The Competition Authority of Kenya (CAK) says it is monitoring the conduct of 13 institutions following a series of complaints raised by consumers.
Among those being monitored are 10 underwriters and three retail sector players, whom the authority says are now under the microscope over their business conduct.
This is according to CAK Board Chair Shaka Kariuki, who said the authority has saved the consumer over Ksh.10 billion in the last five years.
Mr. Kariuki said the strict enforcement of competition laws has seen them intervene in cases that would have cost the consumer more.
Speaking during the launch of the International Competition Network Convention in Nairobi, he noted that the authority will not relent in its efforts, adding that it is critical for them to ensure all players are playing by the rules.

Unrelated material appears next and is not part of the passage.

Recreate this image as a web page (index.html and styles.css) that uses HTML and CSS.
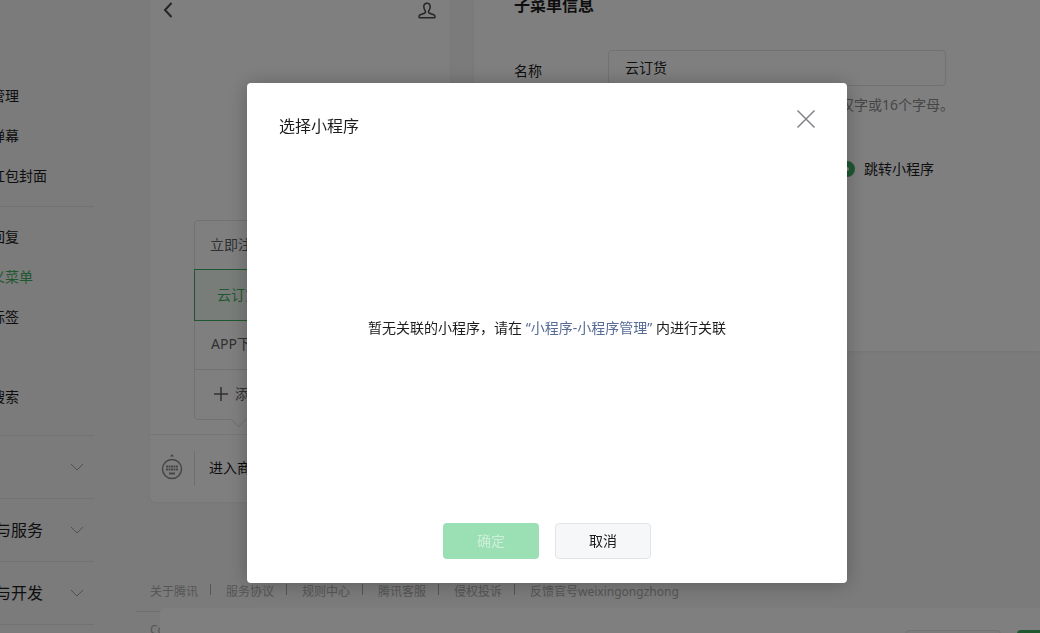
FILE: index.html
```html
<!DOCTYPE html>
<html lang="zh-CN">
<head>
<meta charset="utf-8">
<meta name="viewport" content="width=device-width, initial-scale=1">
<title>自定义菜单</title>
<link rel="stylesheet" href="styles.css">
</head>
<body>
<div class="page">
  <nav class="sidebar">
    <div class="nav-group nav-first">
      <a class="nav-link" href="#">管理</a>
      <a class="nav-link" href="#">弹幕</a>
      <a class="nav-link" href="#">红包封面</a>
    </div>
    <div class="nav-group nav-second">
      <a class="nav-link" href="#">回复</a>
      <a class="nav-link active" href="#">义菜单</a>
      <a class="nav-link" href="#">标签</a>
      <span class="nav-link"></span>
      <a class="nav-link" href="#">搜索</a>
    </div>
    <button class="nav-section" type="button" aria-label="展开"><span></span>
      <svg class="chevron" viewBox="0 0 14 8"><path d="M1 1l6 6 6-6"/></svg></button>
    <button class="nav-section" type="button"><span>与服务</span>
      <svg class="chevron" viewBox="0 0 14 8"><path d="M1 1l6 6 6-6"/></svg></button>
    <button class="nav-section" type="button"><span>与开发</span>
      <svg class="chevron" viewBox="0 0 14 8"><path d="M1 1l6 6 6-6"/></svg></button>
  </nav>

  <main class="main">
    <div class="panels">
      <section class="phone">
        <header class="phone-head">
          <svg class="icon-back" viewBox="0 0 10 16"><path d="M8.500 1L2 8l6.500 7"/></svg>
          <svg class="icon-user" viewBox="0 0 18 18"><path d="M9 1.200c-2.200 0-3.300 1.400-3.200 3.600.1 1.800.8 3.200 1.500 4.300.5.900.2 1.700-.8 2.100l-4.200 1.600c-.9.400-1.300.9-1.300 1.900 0 .8.300 1.100.9 1.100h14.200c.6 0 .9-.3.900-1.100 0-1-.4-1.500-1.300-1.900l-4.200-1.600c-1-.4-1.300-1.200-.8-2.100.7-1.100 1.400-2.500 1.500-4.300C12.300 2.600 11.200 1.200 9 1.200z"/></svg>
        </header>
        <div class="phone-body">
          <ul class="submenu">
            <li class="submenu-item">立即注册</li>
            <li class="submenu-item selected">云订货</li>
            <li class="submenu-item">APP下载</li>
            <li class="submenu-item add"><svg class="icon-plus" viewBox="0 0 16 16"><path d="M8 1v14M1 8h14"/></svg>添加</li>
          </ul>
        </div>
        <footer class="phone-bar">
          <div class="keyboard">
            <svg class="icon-keyboard" viewBox="0 0 22 34">
              <path class="fill" d="M9 4.500l2-2.500 2 2.500z"/>
              <circle cx="11" cy="17" r="9.500"/>
              <path class="keys" d="M5 14.500h12M5 17.500h12"/>
              <path class="space" d="M8 21.500h6"/>
            </svg>
          </div>
          <div class="phone-menu">进入商城</div>
        </footer>
      </section>

      <form class="editor">
        <h2 class="editor-title">子菜单信息</h2>
        <div class="field">
          <label class="field-label" for="name">名称</label>
          <div class="field-body">
            <input class="text-input" id="name" type="text" value="云订货">
            <p class="hint">仅支持中英文和数字，字数不超过8个汉字或16个字母。</p>
          </div>
        </div>
        <div class="radios">
          <label class="radio"><input type="radio" name="kind">发送消息</label>
          <label class="radio"><input type="radio" name="kind">跳转网页</label>
          <label class="radio"><input type="radio" name="kind" checked>跳转小程序</label>
        </div>
      </form>
    </div>

    <footer class="footer">
      <div class="links">
        <a href="#">关于腾讯</a><a href="#">服务协议</a><a href="#">规则中心</a><a href="#">腾讯客服</a><a href="#">侵权投诉</a><a href="#">反馈官号weixingongzhong</a>
      </div>
      <p class="copyright">Copyright</p>
    </footer>
  </main>
</div>

<div class="save-bar">
  <div class="save-actions">
    <button class="btn btn-default" type="button">预览</button>
    <button class="btn btn-save" type="button">保存</button>
  </div>
</div>

<div class="overlay">
  <div class="dialog" role="dialog" aria-modal="true" aria-labelledby="dialog-title">
    <header class="dialog-head">
      <h3 class="dialog-title" id="dialog-title">选择小程序</h3>
      <button class="close" type="button" aria-label="关闭">
        <svg class="icon-close" viewBox="0 0 20 20"><path d="M1.500 1.500l17 17M18.500 1.500l-17 17"/></svg>
      </button>
    </header>
    <p class="dialog-body">暂无关联的小程序，请在&nbsp;<a class="dialog-link" href="#">“小程序-小程序管理”</a>&nbsp;内进行关联</p>
    <footer class="dialog-foot">
      <button class="btn btn-primary" type="button" disabled>确定</button>
      <button class="btn btn-default" type="button">取消</button>
    </footer>
  </div>
</div>
</body>
</html>
```

FILE: styles.css
```css
* { box-sizing: border-box; }

body {
  margin: 0;
  height: 100vh;
  overflow: hidden;
  background: #f6f6f6;
  color: #1c1c1e;
  font: 14px/20px "Noto Sans", "Noto Sans CJK SC", sans-serif;
}

h2, h3, p, ul { margin: 0; padding: 0; font-weight: 400; }
a { color: inherit; text-decoration: none; }
button, input { font: inherit; color: inherit; }
svg { display: block; fill: none; stroke: currentColor; }

.page { display: flex; height: 100vh; overflow: hidden; }

/* Sidebar */
.sidebar { flex: none; width: 103px; margin: 0 42px 0 -9px; }
.nav-group { display: flex; flex-direction: column; border-bottom: 1px solid #e4e4e6; }
.nav-first { padding: 76px 0 10px; }
.nav-second { padding: 10px 0 18px; }
.nav-link { height: 40px; line-height: 40px; white-space: nowrap; }
.nav-link.active { color: #3faf61; }
.nav-section {
  display: flex;
  align-items: center;
  justify-content: space-between;
  width: 100%;
  height: 63px;
  padding: 0 10px 0 4px;
  border: 0;
  border-bottom: 1px solid #e4e4e6;
  background: none;
  font-size: 16px;
}
.chevron { width: 14px; height: 8px; color: #a0a0a0; }

/* Main column */
.main { flex: 1; min-width: 0; }
.panels { display: flex; align-items: flex-start; gap: 24px; padding-left: 14px; }

.phone {
  flex: none;
  width: 300px;
  background: #fff;
  border-radius: 0 0 6px 6px;
  box-shadow: 0 1px 3px rgba(0, 0, 0, .04);
}
.phone-head { display: flex; justify-content: space-between; height: 20px; padding: 2px 14px 0 13px; color: #4a4a4a; }
.icon-back { width: 10px; height: 16px; stroke-width: 2; }
.icon-user { width: 18px; height: 18px; stroke-width: 1.500; }
.phone-body {
  display: flex;
  align-items: flex-end;
  min-height: 414px;
  padding: 0 0 14px 44px;
}
.submenu {
  position: relative;
  width: 88px;
  border: 1px solid #e4e4e6;
  border-radius: 4px;
  color: #616161;
  list-style: none;
}
.submenu::after {
  content: "";
  position: absolute;
  left: 38px;
  bottom: -6px;
  width: 10px;
  height: 10px;
  border: solid #e4e4e6;
  border-width: 0 1px 1px 0;
  background: #fff;
  transform: rotate(45deg);
}
.submenu-item {
  display: flex;
  align-items: center;
  justify-content: center;
  height: 49px;
  padding-bottom: 1px;
  white-space: nowrap;
}
.submenu-item.selected {
  height: 52px;
  margin: -1px;
  border: 1px solid #3faf61;
  background: #f3fbf5;
  color: #3faf61;
}
.submenu-item.add { gap: 6px; height: 50px; border-top: 1px solid #e4e4e6; }
.icon-plus { width: 16px; height: 16px; stroke-width: 1.500; }
.phone-bar { display: flex; align-items: center; height: 68px; border-top: 1px solid #ececec; }
.keyboard { display: flex; justify-content: center; width: 44px; }
.icon-keyboard { width: 22px; height: 34px; color: #8c8c8c; stroke-width: 1.500; }
.icon-keyboard .fill { fill: currentColor; stroke: none; }
.icon-keyboard .keys { stroke-width: 2; stroke-dasharray: 2 .500; }
.icon-keyboard .space { stroke-width: 2; }
.phone-menu { height: 35px; padding-left: 14px; border-left: 1px solid #dcdcdc; line-height: 34px; }

.editor {
  flex: 1;
  min-width: 0;
  min-height: 351px;
  padding-left: 40px;
  background: #fff;
  box-shadow: 0 1px 3px rgba(0, 0, 0, .04);
}
.editor-title { height: 16px; margin-bottom: 34px; font-size: 16px; font-weight: 700; line-height: 10px; }
.field { display: flex; }
.field-label { width: 94px; padding-top: 11px; }
.field-body { width: 338px; white-space: nowrap; }
.text-input {
  display: block;
  width: 100%;
  height: 36px;
  padding: 0 16px 2px;
  border: 1px solid #e4e4e6;
  border-radius: 4px;
  background: #fff;
  outline: 0;
}
.hint { margin-top: 9px; color: #8c8c8c; }
.radios { display: flex; gap: 34px; padding: 44px 0 0 95px; }
.radio { display: flex; align-items: center; gap: 9px; white-space: nowrap; }
.radio input {
  appearance: none;
  width: 16px;
  height: 16px;
  margin: 0;
  border: 1px solid #dcdcdc;
  border-radius: 50%;
}
.radio input:checked { border: 6px solid #3faf61; background: #fff; }

/* Page footer */
.footer { margin-top: 80px; color: #acacac; font-size: 12px; }
.links { display: flex; padding: 0 0 9px 14px; white-space: nowrap; }
.links a { display: flex; }
.links a + a::before { content: ""; width: 1px; height: 11px; margin: 2px 15px 0 12px; background: #acacac; }
.copyright { padding: 8px 14px 0; border-top: 1px solid #e0e0e0; }

.save-bar {
  position: fixed;
  right: 0;
  bottom: 0;
  left: 160px;
  height: 25px;
  overflow: hidden;
  border-radius: 6px 0 0 0;
  background: #fff;
}
.save-actions { display: flex; justify-content: flex-end; gap: 16px; margin-right: -73px; padding-top: 22px; }

.btn {
  width: 96px;
  height: 36px;
  padding: 0;
  border: 0;
  border-radius: 4px;
}
.btn-default { border: 1px solid #e2e4e6; background: #f6f7f9; }
.btn-save { background: #3faf61; color: #fff; }
.btn-primary { background: #9bdfb4; color: #cdefd9; }

/* Dialog */
.overlay {
  position: fixed;
  inset: 0;
  display: flex;
  align-items: center;
  justify-content: center;
  padding: 33px 0 0 54px;
  background: rgba(0, 0, 0, .5);
}
.dialog {
  display: flex;
  flex-direction: column;
  width: 600px;
  min-height: 500px;
  padding: 24px 32px;
  border-radius: 4px;
  background: #fff;
  box-shadow: 0 1px 20px rgba(0, 0, 0, .25);
}
.dialog-head { display: flex; justify-content: space-between; margin-right: -2px; }
.dialog-title { padding-top: 9px; font-size: 16px; }
.close { align-self: flex-start; padding: 2px 1px; border: 0; background: none; color: #808285; }
.icon-close { width: 20px; height: 20px; stroke-width: 1.500; }
.dialog-body { margin: auto; padding-bottom: 4px; white-space: nowrap; }
.dialog-link { color: #576b95; }
.dialog-foot { display: flex; justify-content: center; gap: 16px; }
```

“We’ve saved the consumer who’s our ultimate shareholder almost Ksh.10 billion. You look, for example, in the cement industry that was savings of about Ksh.4.6 billion…at the paint industry that was a billion shillings…SME space it was close to Ksh.3 billion and of course through other situations that we have intervened in,” he stated.
The authority now says it has its eyes set on buyer power and they are now monitoring 10 underwriters and three retailers.
According to CAK, they have received complaints from suppliers over contractual obligations, particularly delayed payment from the retail players, while complaints from the insurance sector include cases of underwriters who do not fulfil their obligation despite the consumers raising the issue.
CAK Acting MD Adano Roba stated: “Retail sector is an area of concern for us…those are sectors under buyer power where the buyer has relations between the supplier and a buyer and therefore what are the conducts that will require to be enforced by the authority? If you look at the concerns, we are only talking about areas that have come to our attention and therefore we have taken action or are in the process of gathering evidenc.”
“I want to encourage all market participants to ensure that they’re playing within the rules…that’s what I’d communicate to all market participants regardless of the industry they are in,” added Mr. Kariuki.
The warning from the CAK comes on the backdrop of a Ksh.1.1 billion fine imposed on Majid Al Futtaim, the operator of Carrefour’s supermarket franchise in Kenya in December last year, a decision that the retail chain has since appealed.
CAK further said it will continue cracking the whip to ensure fair competition in the market saying it discourages investment and disadvantages the consumer.